For Maria’s team, this is what changed the math. Instead of treating the onboarding video as a fixed asset, they started treating the script as the asset and the presenter as a renderable layer on top of it. When the dashboard UI changed last quarter, they updated the script once and regenerated the video the same afternoon — no studio, no scheduling, no three-week turnaround. An AI talking avatar generator handled the on-screen presenter, syncing lip movement to the new lines automatically, which meant the only real decision left was whether the script itself was good.
The Voice Is Half the Trust
Here’s the part teams underestimate: viewers forgive a slightly stylized avatar face far more easily than they forgive a voice that sounds robotic or mistranslated. A flat, monotone voiceover undercuts trust in the message faster than almost anything else in a video — and this is doubly true for software walkthroughs, where the viewer is already deciding whether to trust the company with their data.
This is why the second half of the workflow matters as much as the first. Rather than hiring four separate voice actors for four languages — and then redoing all four every time the script changes — Maria’s team feeds the same script into an online voice generator built for natural-sounding, multi-language narration, paired to the avatar’s lip movement so the timing lines up.
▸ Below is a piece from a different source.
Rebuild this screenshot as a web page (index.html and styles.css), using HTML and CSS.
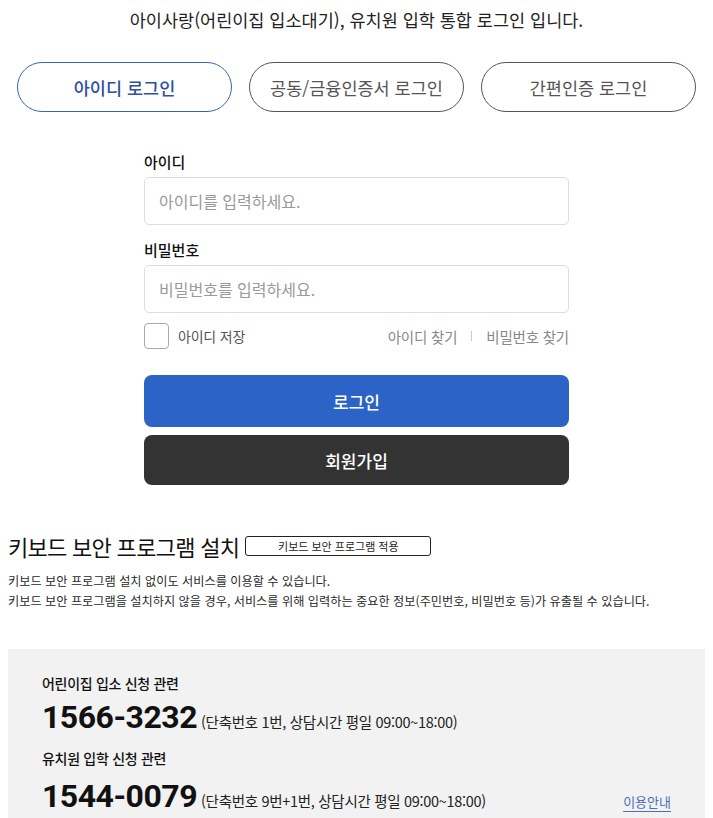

A practical text-to-speech voice generator tool now supports dozens of languages and a range of speaking styles, which means the Spanish version doesn’t sound like a direct, robotic translation of the English script — it sounds like someone who actually speaks Spanish for a living.
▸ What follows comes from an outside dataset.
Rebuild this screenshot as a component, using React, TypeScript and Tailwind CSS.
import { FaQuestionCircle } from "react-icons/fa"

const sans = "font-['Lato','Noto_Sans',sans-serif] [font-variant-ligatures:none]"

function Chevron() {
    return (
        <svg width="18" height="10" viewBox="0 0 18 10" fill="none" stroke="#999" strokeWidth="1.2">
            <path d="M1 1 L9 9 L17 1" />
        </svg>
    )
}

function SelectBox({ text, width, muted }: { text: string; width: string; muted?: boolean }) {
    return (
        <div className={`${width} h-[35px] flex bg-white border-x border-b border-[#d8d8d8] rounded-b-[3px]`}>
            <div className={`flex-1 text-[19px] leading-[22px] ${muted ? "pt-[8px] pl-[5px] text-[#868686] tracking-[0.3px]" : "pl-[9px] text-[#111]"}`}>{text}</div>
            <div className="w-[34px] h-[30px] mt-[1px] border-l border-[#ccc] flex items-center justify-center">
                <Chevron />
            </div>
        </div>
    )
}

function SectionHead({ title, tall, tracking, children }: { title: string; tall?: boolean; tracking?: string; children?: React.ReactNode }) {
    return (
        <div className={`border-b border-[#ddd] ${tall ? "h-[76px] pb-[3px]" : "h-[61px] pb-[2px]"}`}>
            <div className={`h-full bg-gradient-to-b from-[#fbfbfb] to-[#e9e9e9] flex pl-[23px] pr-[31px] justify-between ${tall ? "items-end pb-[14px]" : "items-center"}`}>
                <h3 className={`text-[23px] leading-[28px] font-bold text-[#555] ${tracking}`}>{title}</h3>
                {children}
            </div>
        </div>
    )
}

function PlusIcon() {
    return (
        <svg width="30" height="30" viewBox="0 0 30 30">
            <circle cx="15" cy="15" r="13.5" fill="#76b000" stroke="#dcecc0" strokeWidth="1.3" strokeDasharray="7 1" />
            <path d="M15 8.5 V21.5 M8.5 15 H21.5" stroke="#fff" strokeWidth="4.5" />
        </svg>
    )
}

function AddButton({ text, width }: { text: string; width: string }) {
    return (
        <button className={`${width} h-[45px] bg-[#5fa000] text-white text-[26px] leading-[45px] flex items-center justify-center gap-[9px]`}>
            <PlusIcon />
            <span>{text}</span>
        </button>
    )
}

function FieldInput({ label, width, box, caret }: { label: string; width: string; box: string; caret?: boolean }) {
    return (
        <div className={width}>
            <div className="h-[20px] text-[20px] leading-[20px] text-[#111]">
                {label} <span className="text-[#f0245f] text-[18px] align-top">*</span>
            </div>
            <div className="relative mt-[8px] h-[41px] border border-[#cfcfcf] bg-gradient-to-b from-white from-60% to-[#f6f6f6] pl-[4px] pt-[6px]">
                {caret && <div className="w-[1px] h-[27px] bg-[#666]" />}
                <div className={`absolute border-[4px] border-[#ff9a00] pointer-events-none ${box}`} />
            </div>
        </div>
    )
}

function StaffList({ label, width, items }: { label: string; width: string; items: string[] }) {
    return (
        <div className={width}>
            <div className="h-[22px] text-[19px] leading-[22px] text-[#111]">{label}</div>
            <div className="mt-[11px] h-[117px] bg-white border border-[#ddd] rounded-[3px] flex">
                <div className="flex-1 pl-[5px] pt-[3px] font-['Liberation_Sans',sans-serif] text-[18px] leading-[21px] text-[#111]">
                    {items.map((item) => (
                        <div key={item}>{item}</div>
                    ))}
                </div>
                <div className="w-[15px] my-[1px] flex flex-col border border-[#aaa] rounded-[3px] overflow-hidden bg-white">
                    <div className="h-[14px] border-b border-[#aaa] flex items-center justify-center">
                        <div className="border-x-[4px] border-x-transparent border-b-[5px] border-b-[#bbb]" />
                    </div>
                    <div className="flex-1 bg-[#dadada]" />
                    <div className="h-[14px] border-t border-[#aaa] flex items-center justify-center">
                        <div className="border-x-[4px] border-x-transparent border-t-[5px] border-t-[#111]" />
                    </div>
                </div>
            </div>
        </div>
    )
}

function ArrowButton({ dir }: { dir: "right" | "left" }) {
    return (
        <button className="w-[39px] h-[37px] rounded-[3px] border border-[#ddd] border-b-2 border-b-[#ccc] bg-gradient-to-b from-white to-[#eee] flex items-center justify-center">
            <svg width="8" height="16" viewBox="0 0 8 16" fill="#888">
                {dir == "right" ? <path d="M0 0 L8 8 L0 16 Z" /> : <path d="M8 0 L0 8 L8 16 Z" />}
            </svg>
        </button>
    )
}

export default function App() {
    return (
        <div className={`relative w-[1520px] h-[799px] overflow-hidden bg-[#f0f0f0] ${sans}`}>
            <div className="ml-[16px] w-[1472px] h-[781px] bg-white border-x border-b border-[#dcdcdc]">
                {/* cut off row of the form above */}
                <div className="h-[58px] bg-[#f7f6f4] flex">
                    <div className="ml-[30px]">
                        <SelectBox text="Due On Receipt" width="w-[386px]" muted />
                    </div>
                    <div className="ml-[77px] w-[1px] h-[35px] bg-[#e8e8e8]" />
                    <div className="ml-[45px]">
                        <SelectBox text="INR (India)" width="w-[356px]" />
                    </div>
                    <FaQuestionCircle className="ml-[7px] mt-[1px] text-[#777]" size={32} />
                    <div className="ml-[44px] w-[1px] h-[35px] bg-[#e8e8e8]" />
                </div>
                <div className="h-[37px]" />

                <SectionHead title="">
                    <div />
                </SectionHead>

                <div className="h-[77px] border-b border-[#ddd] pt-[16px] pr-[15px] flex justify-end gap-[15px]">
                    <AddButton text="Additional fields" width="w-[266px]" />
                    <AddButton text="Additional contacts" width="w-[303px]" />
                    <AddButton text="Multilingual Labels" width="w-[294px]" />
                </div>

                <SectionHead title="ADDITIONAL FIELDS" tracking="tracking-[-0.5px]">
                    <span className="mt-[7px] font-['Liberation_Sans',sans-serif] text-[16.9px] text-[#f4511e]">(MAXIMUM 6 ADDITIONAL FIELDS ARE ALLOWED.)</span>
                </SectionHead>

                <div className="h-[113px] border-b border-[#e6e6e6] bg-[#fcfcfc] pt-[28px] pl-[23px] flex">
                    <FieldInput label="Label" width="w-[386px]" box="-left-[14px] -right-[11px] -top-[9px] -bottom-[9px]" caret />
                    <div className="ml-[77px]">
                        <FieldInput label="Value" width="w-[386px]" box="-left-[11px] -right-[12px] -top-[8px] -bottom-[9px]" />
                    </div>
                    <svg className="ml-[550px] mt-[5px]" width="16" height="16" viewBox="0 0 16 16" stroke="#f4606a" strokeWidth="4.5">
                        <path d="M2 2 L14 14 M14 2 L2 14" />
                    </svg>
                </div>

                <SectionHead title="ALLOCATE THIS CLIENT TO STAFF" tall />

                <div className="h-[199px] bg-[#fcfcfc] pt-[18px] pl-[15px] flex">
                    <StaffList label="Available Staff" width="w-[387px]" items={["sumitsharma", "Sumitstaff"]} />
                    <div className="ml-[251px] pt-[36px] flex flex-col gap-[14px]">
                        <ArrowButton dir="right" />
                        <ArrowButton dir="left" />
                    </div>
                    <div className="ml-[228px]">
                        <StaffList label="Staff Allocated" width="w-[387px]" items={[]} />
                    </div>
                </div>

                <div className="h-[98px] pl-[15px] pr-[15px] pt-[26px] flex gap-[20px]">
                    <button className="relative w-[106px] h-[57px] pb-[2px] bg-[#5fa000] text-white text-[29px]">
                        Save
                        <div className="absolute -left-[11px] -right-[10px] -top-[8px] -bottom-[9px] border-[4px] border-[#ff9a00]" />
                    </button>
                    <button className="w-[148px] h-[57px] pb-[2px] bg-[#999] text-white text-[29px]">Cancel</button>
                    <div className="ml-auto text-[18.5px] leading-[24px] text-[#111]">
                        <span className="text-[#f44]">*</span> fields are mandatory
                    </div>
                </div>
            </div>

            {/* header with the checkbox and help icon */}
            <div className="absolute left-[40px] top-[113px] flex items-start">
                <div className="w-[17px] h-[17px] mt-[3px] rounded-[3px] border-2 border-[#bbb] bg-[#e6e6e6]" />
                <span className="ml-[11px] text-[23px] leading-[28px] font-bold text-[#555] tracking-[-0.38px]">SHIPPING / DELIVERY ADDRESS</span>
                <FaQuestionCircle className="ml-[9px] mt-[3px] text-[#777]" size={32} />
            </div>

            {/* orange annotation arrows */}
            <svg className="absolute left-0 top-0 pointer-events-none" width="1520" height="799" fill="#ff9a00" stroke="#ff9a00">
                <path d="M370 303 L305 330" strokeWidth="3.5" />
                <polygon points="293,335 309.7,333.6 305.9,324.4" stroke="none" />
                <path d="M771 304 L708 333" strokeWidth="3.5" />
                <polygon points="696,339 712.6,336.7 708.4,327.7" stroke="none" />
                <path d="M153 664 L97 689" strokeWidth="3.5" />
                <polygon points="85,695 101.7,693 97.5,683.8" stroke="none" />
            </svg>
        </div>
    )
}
The combined effect is what actually moved the needle: support tickets asking for translated video dropped by roughly 70% within two months, and time-to-publish for a new language version went from “weeks, if we get around to it” to same-day.
A Five-Step Workflow That Actually Holds Up
Teams that get this right tend to follow a version of the same loop:
- Write once, localize many. Keep the source script clean and short — avatar and voice tools both perform better on direct, conversational sentences than on dense corporate copy.
- Generate the base video first. Lock the visual presenter and pacing in the primary language before branching into translations, so timing stays consistent across versions.
- Layer in the voice per market. Generate narration separately for each target language rather than auto-translating subtitles — direct translation often misses idiom and tone.
- Sanity-check pronunciation on product names. Brand names and feature names are the most common place AI narration trips up; a quick listen-through catches this before publish.
- Treat the video as a living asset. Whenever the script changes, regenerate rather than patch — this is the entire point of decoupling the presenter from a physical shoot.
Why This Is Accelerating Right Now
None of this is hypothetical anymore. Market researchers tracking the broader AI video category put 2026 spend somewhere in the high hundreds of millions to low billions of dollars, with growth rates that several analysts peg above 35% annually — and a meaningful and fast-growing slice of that spend is going specifically toward avatar-based presenters for training, onboarding, and customer support content. Multi-language video, where one script ships in several languages instead of one, has reportedly become standard practice at over a third of larger brands already, a number that was close to negligible just two years ago.
What’s driving the shift isn’t novelty — it’s that the unit economics finally work. A re-shoot that used to take a studio day and cost real money now takes the time it takes to listen to a draft and approve it. For teams managing dozens of product videos, onboarding flows, or course modules across multiple markets, that difference compounds fast: it’s the gap between localizing one flagship video a year and localizing every video, every time the product changes.
The Real Takeaway
Maria’s team didn’t solve their localization problem by hiring more people or finding a bigger budget. They solved it by separating two decisions that used to be locked together: who appears on screen and who actually wrote the words that get spoken. Once a script could be rendered as a presenter and narrated in any language without a re-shoot, the question stopped being “can we afford to localize this video” and became “why wouldn’t we.” That’s a small shift in workflow, but for any team shipping video across more than one market, it’s the difference between a localization strategy and a localization wish list.